Procedure for Transfer of Shares in Private Limited Company

     
Procedure-Transfer-Shares-Private-Limited-Company

Procedure for Transfer of Shares in Private Limited Company


 
    1.  Generally, a Private Company is guided by its Article of Association. As per Section 2(68) of Companies Act, 2013 Private Company restricts the transfer of shares and prohibit invitation to public to subscribe to any securities of the Company.
     2.  Shareholder must give notice in writing to the Director of the Company about intention to transfer share of the company.
   3. Determine the price as per Articles of Association at which the shares of the Company will first be offered to present shareholders of the Company. (Usually this price is determined by the Directors of the Company or an Auditor of the Company.)
4.    The company must then give notice to the other shareholders about the availability of share, the last date to purchase the shares and the price at which the share are available.
5.   If any of the present shareholders come forward for the purchase of shares, such shares must be allotted to them. In case no present shareholder is interested or excess shares are available, the same can be transferred to the outsider.
6.   An instrument of transfer of shares i.e.

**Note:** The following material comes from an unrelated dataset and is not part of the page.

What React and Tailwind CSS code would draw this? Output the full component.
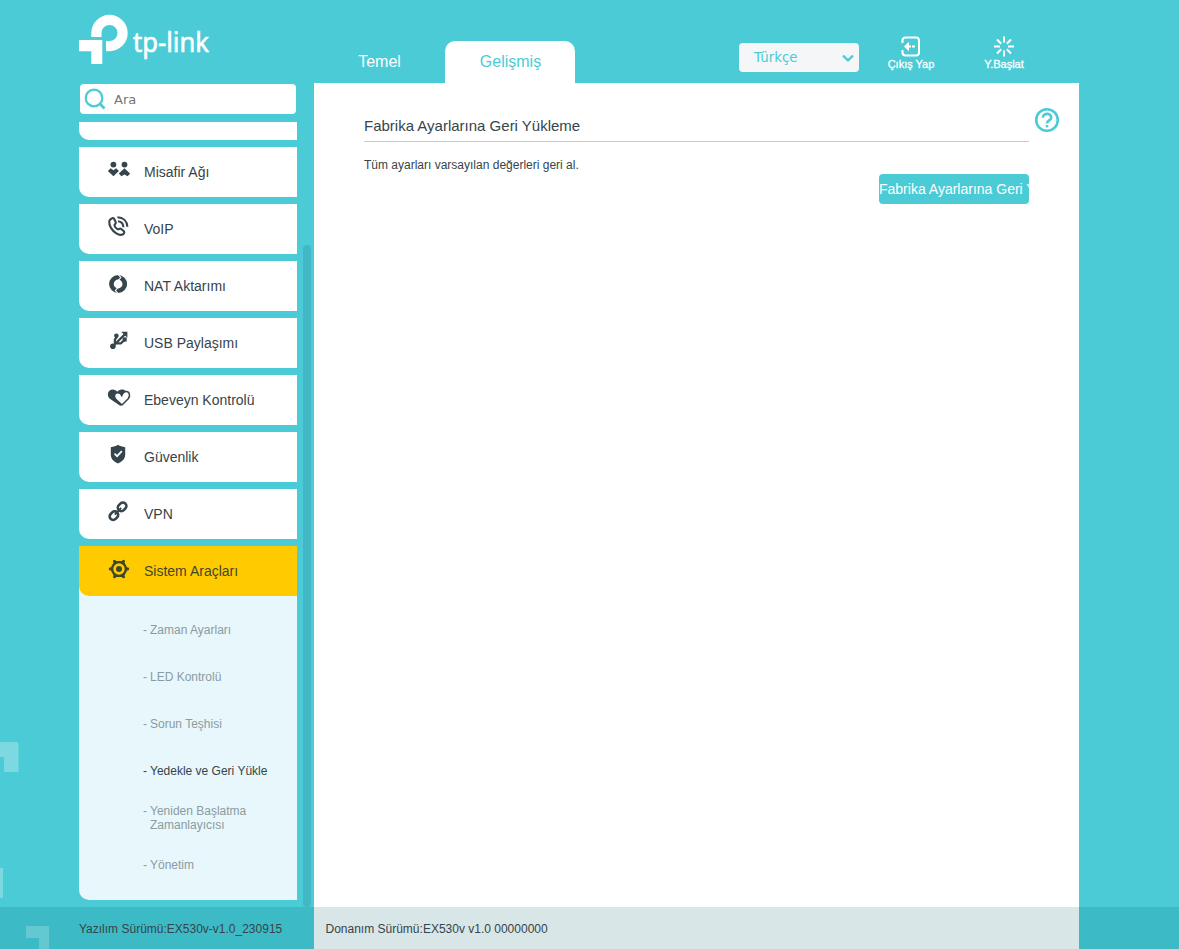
import React, { useState } from "react";

const MisafirIcon = () => (
  <svg width="24" height="24" viewBox="0 0 24 24" fill="currentColor">
    <circle cx="7.4" cy="7.6" r="2.9" />
    <circle cx="18.5" cy="7.6" r="2.9" />
    <path d="M1.900 14 4.600 11.200 7.400 13.200 10.200 11.200 12.900 14 7.400 19.300z" />
    <path d="M18.500 11.200 24.200 16.600 21.600 19.300 18.500 17.400 15.400 19.300 12.800 16.600z" />
  </svg>
);

const VoipIcon = () => (
  <svg width="24" height="24" viewBox="0 0 24 24" fill="none" stroke="currentColor" strokeWidth="2.1">
    <path d="M6.3 4.2C2.6 5.4 2.4 9.2 4.8 13.6c2.8 4.6 7.4 7.900 10.900 7.200 2-.5 3.300-2.200 2.200-3.600l-3-2.400c-1.400-.8-2.200 1-3.400.4-1.300-.7-2.800-2.600-3-3.800-.2-1.300 1.800-1.500 1.300-3L8.300 5C7.900 4 7.200 3.900 6.300 4.200z" />
    <path d="M12 7.300c3.200.3 5.300 2.600 5.400 5.900" />
    <path d="M11.400 3.200c5.800.2 9.700 4 10 9.600" />
  </svg>
);

const NatIcon = () => (
  <svg width="24" height="24" viewBox="0 0 24 24" fill="none">
    <circle cx="12.1" cy="13" r="6.7" stroke="currentColor" strokeWidth="4.6" />
    <path d="M12 3.400l2.800 3.100-2.800 3.100M12.200 22.600l-2.800-3.100 2.800-3.100" stroke="#fff" strokeWidth="1.1" />
  </svg>
);

const UsbIcon = () => (
  <svg width="24" height="24" viewBox="0 0 24 24" fill="none" stroke="currentColor" strokeWidth="2.2">
    <circle cx="6.900" cy="18.300" r="2.800" fill="currentColor" stroke="none" />
    <path d="M6.900 18.300 18.800 6.400" />
    <path d="M21.400 3.700v6L15.200 3.700z" fill="currentColor" stroke="none" />
    <path d="M8.900 16.200V11.500l1.300-1.500V8M10.200 15.300h4.800l3.300-3.200" strokeLinejoin="round" />
    <circle cx="10.400" cy="7.700" r="2.300" fill="currentColor" stroke="none" />
    <path d="M16.700 9.400h4v4.200h-4z" fill="currentColor" stroke="none" />
  </svg>
);

const HeartsIcon = () => (
  <svg width="26" height="24" viewBox="0 0 26 24">
    <path d="M14.500 21 3.500 13.400C.4 10 2 4.600 6.600 4.600c2.200 0 3.700 1 4.700 2.200 1-1.200 2.500-2.200 4.600-2.200 3 0 5 2 5 5z" fill="currentColor" />
    <path d="M16 20 9.800 14.200C7.300 11.300 8.600 7.700 11.600 7.700c1.900 0 3.400 1.200 4.200 2.900 1-2.600 2.400-4 4.400-4 3.400 0 4.400 4.400 2 7.200z" fill="#fff" stroke="currentColor" strokeWidth="1.5" />
  </svg>
);

const ShieldIcon = () => (
  <svg width="24" height="24" viewBox="0 0 24 24" fill="none">
    <path d="M12 2.800c2 1.400 4.300 2.100 7.200 2.400v7.400c0 4.500-3.200 7.400-7.200 8.800-4-1.400-7.200-4.300-7.200-8.800V5.200c2.900-.3 5.200-1 7.200-2.400z" fill="currentColor" />
    <path d="m8.500 11.700 2.600 2.500 4.700-5" stroke="#fff" strokeWidth="1.800" />
  </svg>
);

const LinkIcon = () => (
  <svg width="24" height="24" viewBox="0 0 24 24" fill="none" stroke="currentColor" strokeWidth="2.6">
    <rect x="3.300" y="13.200" width="9.200" height="7" rx="3.500" transform="rotate(-45 7.900 16.700)" />
    <rect x="11.500" y="4.300" width="9.200" height="7" rx="3.500" transform="rotate(-45 16.100 7.800)" />
    <path d="m8.800 15.600 6.400-6.700" strokeWidth="1.900" />
  </svg>
);

const GearIcon = () => (
  <svg width="26" height="26" viewBox="0 0 26 26" fill="none">
    <path
      d="M8.400 5h9.200L22 13l-4.400 8H8.400L4 13z"
      fill="currentColor"
    />
    <g fill="currentColor">
      <circle cx="4.200" cy="13" r="1.400" />
      <circle cx="21.800" cy="13" r="1.400" />
      <circle cx="8.500" cy="5.200" r="1.500" />
      <circle cx="17.500" cy="5.200" r="1.500" />
      <circle cx="8.500" cy="20.800" r="1.500" />
      <circle cx="17.500" cy="20.800" r="1.500" />
    </g>
    <circle cx="13" cy="13" r="5.700" fill="#ffcb00" />
    <circle cx="13" cy="13" r="3" fill="currentColor" />
  </svg>
);

const menuItems = [
  { id: "guest", label: "Misafir Ağı", icon: MisafirIcon },
  { id: "voip", label: "VoIP", icon: VoipIcon },
  { id: "nat", label: "NAT Aktarımı", icon: NatIcon },
  { id: "usb", label: "USB Paylaşımı", icon: UsbIcon },
  { id: "parental", label: "Ebeveyn Kontrolü", icon: HeartsIcon },
  { id: "security", label: "Güvenlik", icon: ShieldIcon },
  { id: "vpn", label: "VPN", icon: LinkIcon },
];

const subItems = [
  "Zaman Ayarları",
  "LED Kontrolü",
  "Sorun Teşhisi",
  "Yedekle ve Geri Yükle",
  "Yeniden Başlatma Zamanlayıcısı",
  "Yönetim",
];

const Logo = () => (
  <svg width="140" height="54" viewBox="0 0 140 54" fill="#fff" className="mt-[13px] block">
    <path d="M12.300 24V20a18.200 18.200 0 1 1 18.200 18.200H27V28h3.500a8 8 0 1 0-8-8v4z" />
    <path d="M0 27h23.300v24H12.300V38.200H0z" />
    <text
      x="54"
      y="38.500"
      fontSize="27"
      fontFamily='"Noto Sans", sans-serif'
      textLength="76"
      lengthAdjust="spacingAndGlyphs"
      stroke="#fff"
      strokeWidth="0.600"
    >
      tp-link
    </text>
  </svg>
);

// Faint corner marks on the page background
const Backdrop = () => (
  <svg className="absolute left-0 top-[730px]" width="60" height="219" viewBox="0 0 60 219" fill="#fff">
    <path d="M0 12h16.500q2 0 2 2v28H4V27H0z" opacity=".28" />
    <path d="M0 138h3v30H0z" opacity=".28" />
    <path d="M26 196h23v23H39v-11H26z" opacity=".2" />
  </svg>
);

const Sidebar = ({ active, setActive }) => (
  <div className="relative w-[235px] shrink-0">
    <Logo />
    <div className="mt-[17px] ml-px flex h-[30px] w-[216px] items-center rounded bg-white">
      <svg width="34" height="30" viewBox="0 0 34 30" fill="none" stroke="#4acbd6" strokeWidth="2.2">
        <circle cx="14" cy="14" r="8.300" />
        <path d="m19.800 19.800 4.700 4.700" strokeWidth="2.800" />
      </svg>
      <input
        type="text"
        placeholder="Ara"
        className="w-[170px] bg-transparent pt-px font-['DejaVu_Sans',sans-serif] text-[13px] outline-none placeholder:text-[#757575]"
      />
    </div>

    {/* Menu */}
    <div className="mt-2 flex w-[218px] flex-col gap-[7px]">
      <div className="h-[18px] rounded-bl-[10px] bg-white" />
      {menuItems.map(({ id, label, icon: Icon }) => (
        <button key={id} className="flex h-[50px] rounded-bl-[10px] bg-white text-left text-[14px]">
          <span className="ml-[27px] mt-[10px] w-[38px] text-[#36444b]">
            <Icon />
          </span>
          <span className="leading-[50px]">{label}</span>
        </button>
      ))}
      <div className="rounded-bl-[10px] bg-[#e7f7fb]">
        <button className="flex h-[50px] w-full rounded-bl-[10px] bg-[#ffcb00] text-left text-[14px]">
          <span className="ml-[27px] mt-[10px] w-[38px] text-[#3f472b]">
            <GearIcon />
          </span>
          <span className="leading-[50px] text-[#3f472b]">Sistem Araçları</span>
        </button>
        <ul className="h-[304px] pl-16 pt-[10px] text-[12px] leading-[14px]">
          {subItems.map((item) => (
            <li
              key={item}
              onClick={() => setActive(item)}
              className={`flex h-[47px] cursor-pointer items-center ${
                active === item ? "text-[#36444b]" : "text-[#8b9b9f]"
              }`}
            >
              <div className="flex items-start">
                <span className="w-[7px]">-</span>
                <span className="max-w-[125px]">{item}</span>
              </div>
            </li>
          ))}
        </ul>
      </div>
    </div>

    {/* Scrollbar thumb */}
    <div className="absolute left-[224px] top-[245px] h-[662px] w-2 rounded bg-[#41b8c3]" />
  </div>
);

const Header = () => (
  <div className="flex h-[83px] items-end">
    <button className="h-[42px] w-[131px] text-[16px] text-white">Temel</button>
    <button className="h-[42px] w-[130px] rounded-t-[10px] bg-white pl-px text-[16px] text-[#4acbd6]">
      Gelişmiş
    </button>
    <div className="mb-[11px] ml-[164px] flex h-[29px] w-[120px] items-center justify-between rounded bg-[#f5f6f7] pl-[15px] pr-[5px] pt-px font-['DejaVu_Sans',sans-serif] text-[13.33px] text-[#4acbd6]">
      Türkçe
      <svg width="12" height="8" viewBox="0 0 12 8" fill="none" stroke="#4acbd6" strokeWidth="2.4">
        <path d="M1 1.500 6 6.300 11 1.500" />
      </svg>
    </div>
    <button className="mb-3 ml-[22px] flex w-[60px] flex-col items-center text-[11px] leading-[13px] text-white [-webkit-text-stroke:0.3px_white]">
      <svg width="22" height="22" viewBox="0 0 22 22" fill="none" stroke="#fff" strokeWidth="2">
        <path d="M2.500 7V4.500q0-3 3-3h10.500q3 0 3 3v12q0 3-3 3H5.500q-3 0-3-3V14" />
        <path d="M4 10.500 9 5.800v3.700h2v2H9v3.700z" fill="#fff" stroke="none" />
        <path d="M12 10.500h3" />
      </svg>
      Çıkış Yap
    </button>
    <button className="mb-3 ml-[33px] flex w-[60px] flex-col items-center text-[11px] leading-[13px] text-white [-webkit-text-stroke:0.3px_white]">
      <svg width="22" height="22" viewBox="0 0 22 22" stroke="#fff" strokeWidth="2">
        <path d="M11 .5v6M11 14.500v6M1 10.500h6M15 10.500h6M4 3.500l4.200 4.200M13.800 13.300l4.200 4.200M18 3.500l-4.200 4.200M8.200 13.300 4 17.500" />
      </svg>
      Y.Başlat
    </button>
  </div>
);

const App = () => {
  const [active, setActive] = useState("Yedekle ve Geri Yükle");

  return (
    <div className="relative flex h-[949px] w-[1179px] flex-col overflow-hidden bg-[#4acbd6] font-['Liberation_Sans',Arial,sans-serif] text-[#36444b]">
      <div className="flex h-[907px] pl-[79px]">
        <Sidebar active={active} setActive={setActive} />
        <div className="flex w-[765px] flex-col">
          <Header />
          <div className="flex flex-1 bg-white pl-[50px]">
            <div className="flex w-[665px] flex-col">
              <h2 className="h-[59px] border-b border-[#c8cccd] pt-[33px] text-[15px] leading-5">
                Fabrika Ayarlarına Geri Yükleme
              </h2>
              <p className="mt-[15px] text-[12px] leading-4">
                Tüm ayarları varsayılan değerleri geri al.
              </p>
              {/* Label is wider than the fixed button width and gets clipped */}
              <button className="mt-px h-[30px] w-[150px] self-end overflow-hidden whitespace-nowrap rounded bg-[#4acbd6] text-left text-[14px] text-white">
                Fabrika Ayarlarına Geri Yükle
              </button>
            </div>
            <svg className="ml-[5px] mt-6" width="26" height="26" viewBox="0 0 26 26" fill="none" stroke="#4acbd6" strokeWidth="2.6">
              <circle cx="13" cy="13" r="10.800" />
              <path d="M8.900 10.800c0-5.400 8.300-5 8.300-.4 0 3-4.200 2.900-4.200 6" />
              <path d="M13 18v2.400" />
            </svg>
          </div>
        </div>
      </div>
      <div className="flex h-[42px] bg-[#3cbbc6] text-[12px] leading-[44px]">
        <div className="w-[314px] pl-[79px]">Yazılım Sürümü:EX530v-v1.0_230915</div>
        <div className="w-[765px] bg-[#d9e6e7] pl-[11.500px]">
          Donanım Sürümü:EX530v v1.0 00000000
        </div>
      </div>
      <Backdrop />
    </div>
  );
};

export default App;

Form SH.4 with the date of its execution specified thereon shall be delivered to the company within sixty (60) days from the date of such execution by or on behalf of the transferor and by or on behalf of the transferee.
7.     Where the instrument of transfer has been lost or the instrument of transfer has not been delivered within the prescribed period, the company may register the transfer on such terms as to indemnity as the Board may think fit.
8.    Stamp duty for transfer of shares is 25 paisa for every Rs. 100 or part thereof of the value of shares as per Notification No. SO 130(E), dated 28-01-2004 issued by the Ministry of Finance, Department of Revenue, New Delhi.
9.   Share certificate must be lodged with the company, or if no such share certificate exists then a letter of allotment must be lodged with the company along with the instrument of transfer.
10.Once the company will receive share transfer deed along with requisite documents then company will check the deed and documents then pass resolution for acceptance of same in the Board Meeting of the Company. After passing of Board resolution enter the name of transferee in the register of member as the beneficial owner of such shares. If the documentation for transfer of share is in order, board shall register the transfer by passing a resolution.
11. The Company will within one month of passing of Board Resolution will issue share certificate in the favour of transferee. {56(4)(c)}. Company will endorse the name of Transferee behind the Share Certificates.